Değişim döneminde tavır belirleyici olacak
Alman turizm medyasında yer alan habere göre Mölleney, değişim süreçlerinde çalışanların iki uçta davranma eğiliminde olduklarını belirtiyor: “Kimileri mevcut düzene sıkı sıkıya bağlı kalırken, kimileri de yeni yapıya aşırı uyum göstermeye çalışıyor. Oysa en sağlıklı yaklaşım; değişime açıklık, uyum kabiliyeti ve gerçekçi değerlendirme olarak öne çıkıyor.”
Dertour tarafında da endişe mevcut
Belirsizlik yalnızca Hotelplan tarafında değil. Dertour içinde de, bazı çalışanların kariyer planları tehlikeye girebilir. Özellikle daha önce belirli pozisyonlar için öngörülen çalışanlar, yeni gelen yöneticilerle rekabete zorlanabilir. Bu durum, şirketin değişim yönetimini zora sokabilir.
Teşvikten çok şeffaflık önemli
Bazı şirketlerin bu süreçlerde prim veya ikramiye ile personel kaybını önlemeye çalıştığını aktaran Mölleney, bu yöntemin kalıcı bir çözüm olmadığını ifade ediyor. Onun yerine açık iletişim, şeffaf seçim kriterleri ve adil değerlendirme süreçlerine ihtiyaç olduğunu belirterek “Kimse şirket içi bir güç savaşının parçası olmak istemez.” diyor.
Fırsat penceresi de açık
Her şeye rağmen, satın alma sürecinin bir kriz ortamında değil; ekonomik açıdan istikrarlı bir dönemde gerçekleşmesi çalışanlar için de avantaj yaratıyor.

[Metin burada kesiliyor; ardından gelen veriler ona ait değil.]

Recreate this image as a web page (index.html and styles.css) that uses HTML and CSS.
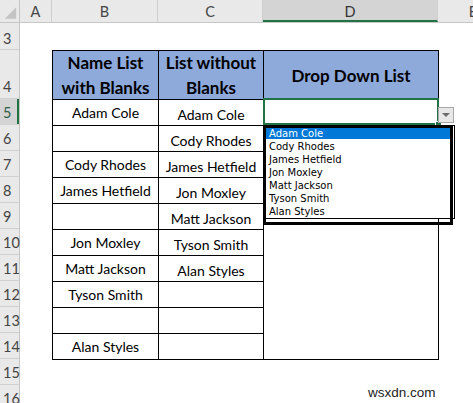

Hotelplan markasının bilinirliği, çalışanlarının sahip olduğu deneyim, esneklik ve yenilikçiliğe olan talep, bu sürecin doğru yönetilmesi durumunda birçok kişi için yeni kariyer fırsatlarına dönüşebileceğini gösteriyor. Mölleney son olarak “Bu süreci bazı çalışanlar bilinçli bir şekilde fırsata dönüştürecektir.” ifadelerini kullanıyor.